On behalf of CTBUH, Englishman Dr. Robert Foster – who also was a part of the expert group in Sydney – created a proposal based on the discussions, which will be sent to the CTBUH steering committee. There is reason to believe that CTBUH will approve this proposal some time in the winter, and that we then will have a clear international standard for what may be called a timber building.
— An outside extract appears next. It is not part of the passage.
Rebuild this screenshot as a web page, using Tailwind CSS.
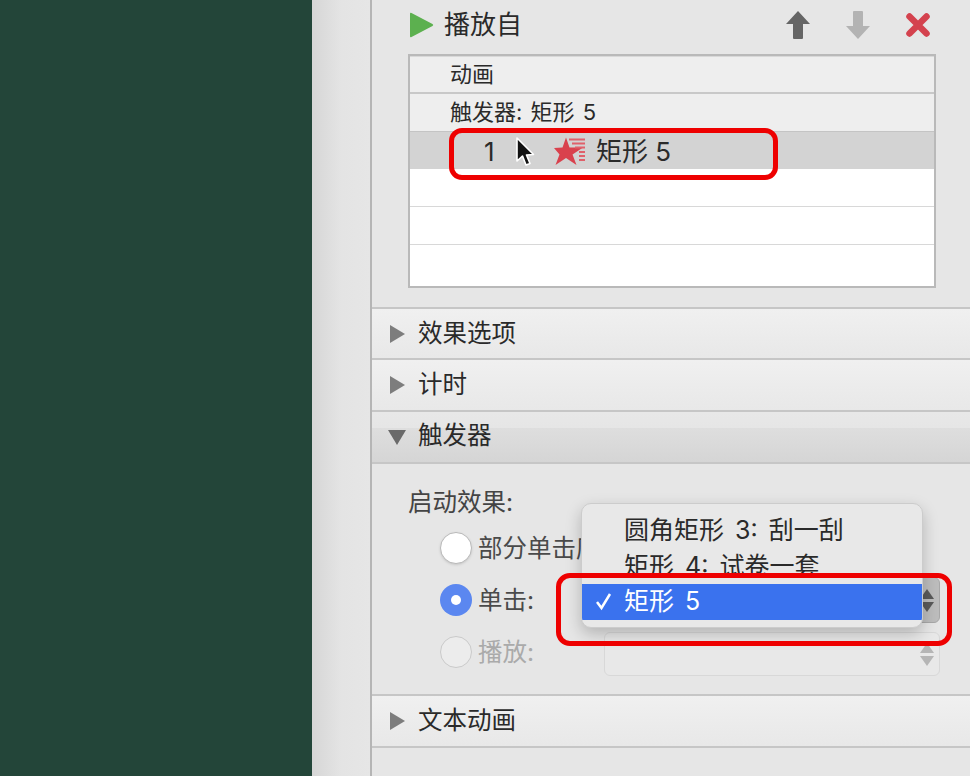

“According to this proposal, both “Treet” in Bergen and “Mjøstårnet” in Brumunddal will be defined as timber buildings, while buildings with supporting concrete cores – such as “HoHo” in Vienna and Brock Commons in Vancouver – will be defined as wood-concrete hybrid buildings – or composite buildings. Subsequently one may expect that Mjøstårnet will be named the world’s tallest timber building when completed,” Abrahamsen says.
Wood most important
Abrahamsen nevertheless emphasizes that for Moelven and the environment in general, it is important that smart wood solutions are used in as many buildings as possible, preferably in combination with other materials, regardless of whether the building is defined as one thing or the other.
“And we can contribute to this. The composite buildings in Vienna and Vancouver demonstrate how one can build tall and large buildings with a lot of wood. Although the buildings are not defined as timber buildings, they are outstanding examples of how one can achieve major reductions in greenhouse gas emissions by combining materials,” he says.
CTBUH is a huge organization with a major impact in the international construction industry. The organization safeguards the interests of those who build and are interested in skyscrapers. Currently skyscrapers approaching a kilometre in height are being built. CTBUH is globally recognized for establishing measuring rules, definitions and categories that are used by the Guinness Book of Records, among other things.
Abrahamsen says that the proposal Robert Foster has sent to the steering committee of CTBUH is very important.
“As of today, there is no international standard or category for timber buildings. There are only categories and standards for steel, concrete, composite and combined structures (steel/concrete or concrete/steel). The proposal that likely will be approved, is thus important for the entire industry,” Abrahamsen says.
Climate is all the rage
Abrahamsen says that the climate issue is far more important than it has been previously on the international stage.
“Building with wood is all the rage. It’s probably one of the reasons the topic is coming to the fore now,” Abrahamsen says.